Mgr Paul Grogan

Mgr Paul Grogan
Mgr Paul Grogan

Monday 28 January 2013

Gathering round a traditional Chinese hotpot




I've just returned from a lovely evening with two Chinese students with names which English people find unpronounceable and so whom I know as Leo and Kevin. It was an unusual scene: we sat in the conservatory at the back of their student digs in Headingley with their two housemates Ben and Kelly and ate from a traditional "hot pot." I had never seen one before. Basically it's a large round container with an element within and throughout the meal a very spicy stock bubbled away within it. My hosts would occasionally pop pieces of fish, pork or beef or tofu or lettuce into it, later noodles, and we would all draw items out with chopsticks (Kevin helped me here) once they were cooked. It was truly delicious. I was very impressed by them all, not least by their English. We talked about their homes, their parents' careers and their hopes for the future. They also asked me questions about my faith, for example, "What is Mass?"; "Why are you a Catholic?" It's great to be asked to describe the reasons for one's hope in a short time at a dinner table. In the Chinese educational system religious education does not figure.
I do not know how much they learnt from me but I have been left with some very positive impressions of them. My companions have a strong sense of belonging to their families; they are keen to explore the world and they are conscious of the privilege of being able to travel, something that by and large their parents have not been able to do; and they are well brought up: Leo and Kevin escorted me to my car at the end of the evening even though it was bitingly cold.
One of the best stories of the evening was told by Ben.

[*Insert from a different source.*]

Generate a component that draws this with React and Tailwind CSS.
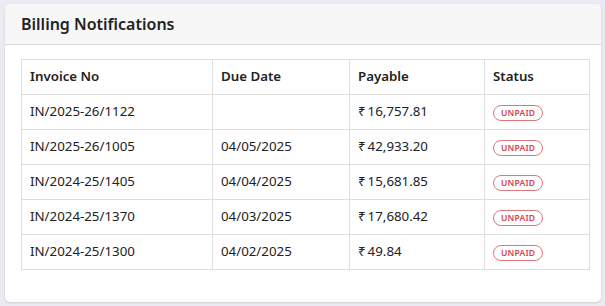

Having recently arrived in England he went into a restaurant and ordered "hot pot" - hoping to be reminded of home-cooking - only to be served with a steaming dish of lamb chunks and potatoes originating from Lancashire! Such students greatly enrich our city. It's humbling that young people from a secularised society like modern China should be such models of gentle attentiveness. The New Evangelisation is a curious phenomenon: we find ourselves in the first instance wanting to emulate those whom in the second instance we want to convert!